### WORK TO COMPLETE:
Where a line in the listing below contains the word "page", copy that line.

### PROVIDED ENTRIES:
##########

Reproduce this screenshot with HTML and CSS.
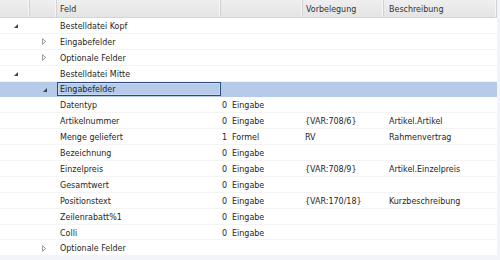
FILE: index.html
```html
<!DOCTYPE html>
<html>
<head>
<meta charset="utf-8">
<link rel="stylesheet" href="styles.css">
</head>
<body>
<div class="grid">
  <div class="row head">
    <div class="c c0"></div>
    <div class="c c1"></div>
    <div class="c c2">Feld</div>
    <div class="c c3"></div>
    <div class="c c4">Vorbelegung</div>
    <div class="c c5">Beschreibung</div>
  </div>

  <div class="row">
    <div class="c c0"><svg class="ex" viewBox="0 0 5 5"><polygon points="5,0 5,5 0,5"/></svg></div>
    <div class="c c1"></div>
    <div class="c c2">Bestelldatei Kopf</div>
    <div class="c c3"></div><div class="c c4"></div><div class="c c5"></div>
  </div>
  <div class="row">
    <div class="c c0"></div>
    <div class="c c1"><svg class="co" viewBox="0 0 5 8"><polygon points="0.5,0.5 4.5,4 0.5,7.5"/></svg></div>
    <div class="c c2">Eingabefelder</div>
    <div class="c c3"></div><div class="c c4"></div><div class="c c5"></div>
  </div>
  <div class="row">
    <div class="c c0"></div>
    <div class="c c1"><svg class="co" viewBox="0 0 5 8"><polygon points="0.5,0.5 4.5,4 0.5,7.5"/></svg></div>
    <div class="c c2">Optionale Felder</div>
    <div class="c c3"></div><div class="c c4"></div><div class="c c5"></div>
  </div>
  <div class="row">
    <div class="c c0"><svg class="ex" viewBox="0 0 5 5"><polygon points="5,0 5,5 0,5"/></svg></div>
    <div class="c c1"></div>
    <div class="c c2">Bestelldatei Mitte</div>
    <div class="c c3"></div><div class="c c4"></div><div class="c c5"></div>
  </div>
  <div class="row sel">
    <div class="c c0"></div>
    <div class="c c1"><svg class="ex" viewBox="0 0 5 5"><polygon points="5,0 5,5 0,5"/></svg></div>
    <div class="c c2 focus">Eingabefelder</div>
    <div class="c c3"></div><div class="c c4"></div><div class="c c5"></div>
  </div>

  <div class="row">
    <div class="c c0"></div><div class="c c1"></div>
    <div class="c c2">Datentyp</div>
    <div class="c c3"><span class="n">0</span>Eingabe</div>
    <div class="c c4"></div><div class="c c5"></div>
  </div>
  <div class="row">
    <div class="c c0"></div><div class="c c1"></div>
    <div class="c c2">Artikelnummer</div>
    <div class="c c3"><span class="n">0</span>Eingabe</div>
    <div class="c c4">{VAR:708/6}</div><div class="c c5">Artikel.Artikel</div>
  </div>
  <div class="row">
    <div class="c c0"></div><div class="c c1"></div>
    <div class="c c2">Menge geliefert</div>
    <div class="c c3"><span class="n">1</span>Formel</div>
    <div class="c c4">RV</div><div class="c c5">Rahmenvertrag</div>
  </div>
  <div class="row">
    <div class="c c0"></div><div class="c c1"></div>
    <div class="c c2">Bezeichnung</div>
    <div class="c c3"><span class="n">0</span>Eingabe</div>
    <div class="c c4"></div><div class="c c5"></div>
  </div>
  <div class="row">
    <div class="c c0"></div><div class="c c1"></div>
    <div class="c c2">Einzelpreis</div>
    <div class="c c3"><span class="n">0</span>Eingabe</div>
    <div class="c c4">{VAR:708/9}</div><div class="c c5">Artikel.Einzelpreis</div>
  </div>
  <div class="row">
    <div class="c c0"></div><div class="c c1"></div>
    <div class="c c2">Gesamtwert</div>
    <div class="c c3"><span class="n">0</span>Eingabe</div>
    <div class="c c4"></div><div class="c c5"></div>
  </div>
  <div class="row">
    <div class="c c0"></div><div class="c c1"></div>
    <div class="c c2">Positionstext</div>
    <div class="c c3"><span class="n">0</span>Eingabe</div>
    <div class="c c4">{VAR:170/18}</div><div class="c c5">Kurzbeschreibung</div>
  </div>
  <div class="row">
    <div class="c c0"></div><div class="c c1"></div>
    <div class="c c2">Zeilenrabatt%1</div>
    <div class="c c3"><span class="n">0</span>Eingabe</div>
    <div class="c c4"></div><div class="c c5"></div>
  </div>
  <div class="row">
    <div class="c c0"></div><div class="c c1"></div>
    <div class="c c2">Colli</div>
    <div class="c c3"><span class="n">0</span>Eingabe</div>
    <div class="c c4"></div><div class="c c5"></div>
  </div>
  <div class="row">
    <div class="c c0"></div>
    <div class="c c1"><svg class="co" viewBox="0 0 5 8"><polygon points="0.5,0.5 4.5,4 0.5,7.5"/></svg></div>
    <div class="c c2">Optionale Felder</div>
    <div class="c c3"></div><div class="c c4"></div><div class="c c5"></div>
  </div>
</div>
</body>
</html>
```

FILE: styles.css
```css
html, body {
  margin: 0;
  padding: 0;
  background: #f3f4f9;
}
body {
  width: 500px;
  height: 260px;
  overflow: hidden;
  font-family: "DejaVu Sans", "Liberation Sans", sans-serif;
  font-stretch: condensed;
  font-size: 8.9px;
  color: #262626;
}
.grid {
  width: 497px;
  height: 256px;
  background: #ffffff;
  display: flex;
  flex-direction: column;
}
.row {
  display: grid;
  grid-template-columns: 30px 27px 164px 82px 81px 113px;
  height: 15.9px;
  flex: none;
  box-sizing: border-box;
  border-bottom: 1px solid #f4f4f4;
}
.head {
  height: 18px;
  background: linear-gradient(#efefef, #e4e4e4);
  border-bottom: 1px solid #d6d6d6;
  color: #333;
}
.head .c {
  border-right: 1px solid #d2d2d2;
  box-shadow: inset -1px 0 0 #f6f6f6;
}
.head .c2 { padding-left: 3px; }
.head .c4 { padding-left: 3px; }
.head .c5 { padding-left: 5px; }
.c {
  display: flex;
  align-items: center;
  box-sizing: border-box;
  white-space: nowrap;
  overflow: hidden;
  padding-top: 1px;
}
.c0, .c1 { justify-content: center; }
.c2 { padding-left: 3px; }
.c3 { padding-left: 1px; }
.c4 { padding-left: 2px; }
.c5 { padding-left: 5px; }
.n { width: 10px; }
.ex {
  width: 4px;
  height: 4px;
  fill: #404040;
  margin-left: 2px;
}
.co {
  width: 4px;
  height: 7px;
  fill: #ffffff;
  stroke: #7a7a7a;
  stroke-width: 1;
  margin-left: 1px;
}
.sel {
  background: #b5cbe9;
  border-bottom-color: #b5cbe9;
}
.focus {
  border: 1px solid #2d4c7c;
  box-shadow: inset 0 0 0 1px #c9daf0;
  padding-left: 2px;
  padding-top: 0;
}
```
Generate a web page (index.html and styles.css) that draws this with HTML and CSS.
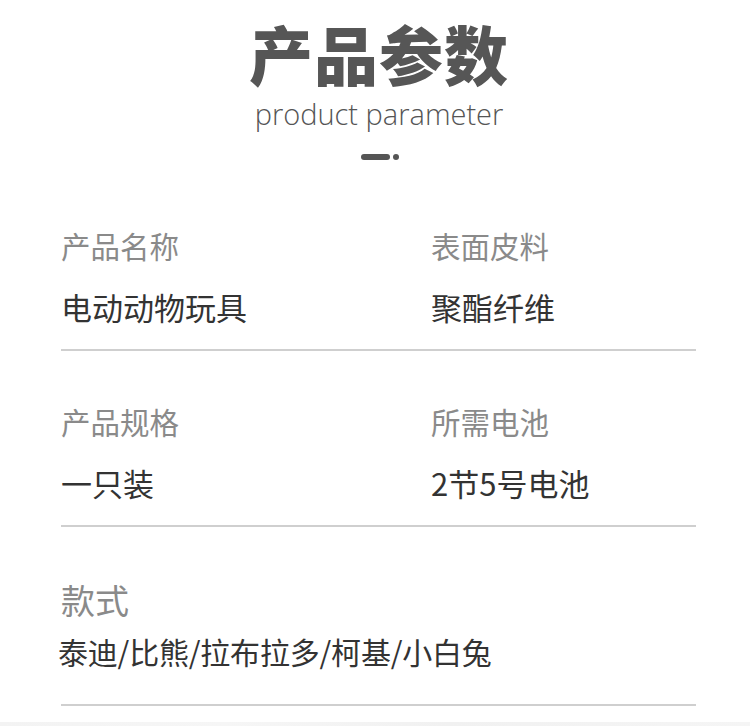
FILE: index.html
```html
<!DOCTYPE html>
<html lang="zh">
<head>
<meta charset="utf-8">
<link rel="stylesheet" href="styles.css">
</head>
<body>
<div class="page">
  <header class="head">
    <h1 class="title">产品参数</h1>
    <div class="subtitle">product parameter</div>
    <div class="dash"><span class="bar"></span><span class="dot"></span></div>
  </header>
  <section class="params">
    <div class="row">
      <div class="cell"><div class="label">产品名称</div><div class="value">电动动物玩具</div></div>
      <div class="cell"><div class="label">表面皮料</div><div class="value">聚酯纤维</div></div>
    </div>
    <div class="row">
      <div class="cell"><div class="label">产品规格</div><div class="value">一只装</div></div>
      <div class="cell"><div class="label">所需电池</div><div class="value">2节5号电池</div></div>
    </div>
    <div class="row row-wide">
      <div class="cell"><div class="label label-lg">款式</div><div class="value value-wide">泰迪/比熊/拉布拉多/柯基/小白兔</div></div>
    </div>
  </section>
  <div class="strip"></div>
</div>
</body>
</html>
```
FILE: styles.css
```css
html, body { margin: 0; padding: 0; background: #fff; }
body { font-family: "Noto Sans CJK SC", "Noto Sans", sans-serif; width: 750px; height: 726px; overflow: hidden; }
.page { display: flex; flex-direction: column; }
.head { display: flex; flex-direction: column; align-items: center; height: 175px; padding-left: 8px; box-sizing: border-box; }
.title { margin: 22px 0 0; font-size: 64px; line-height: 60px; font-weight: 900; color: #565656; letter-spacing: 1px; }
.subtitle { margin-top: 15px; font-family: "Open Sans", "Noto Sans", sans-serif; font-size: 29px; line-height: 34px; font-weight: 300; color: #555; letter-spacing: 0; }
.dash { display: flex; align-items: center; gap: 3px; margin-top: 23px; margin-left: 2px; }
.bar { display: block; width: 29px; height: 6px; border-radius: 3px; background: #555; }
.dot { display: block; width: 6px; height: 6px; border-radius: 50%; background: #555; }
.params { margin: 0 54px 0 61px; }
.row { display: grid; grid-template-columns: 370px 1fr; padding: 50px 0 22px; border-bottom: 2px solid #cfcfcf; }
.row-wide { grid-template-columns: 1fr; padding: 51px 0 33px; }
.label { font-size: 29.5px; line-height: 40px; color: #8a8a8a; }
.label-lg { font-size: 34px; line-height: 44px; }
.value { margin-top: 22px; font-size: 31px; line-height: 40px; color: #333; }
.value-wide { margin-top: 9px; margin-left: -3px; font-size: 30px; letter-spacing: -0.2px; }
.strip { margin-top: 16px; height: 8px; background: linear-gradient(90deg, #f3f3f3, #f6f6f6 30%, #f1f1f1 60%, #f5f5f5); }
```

##########

### TASK RESULT:
Generate a web page (index.html and styles.css) that draws this with HTML and CSS.
<div class="page">
.page { display: flex; flex-direction: column; }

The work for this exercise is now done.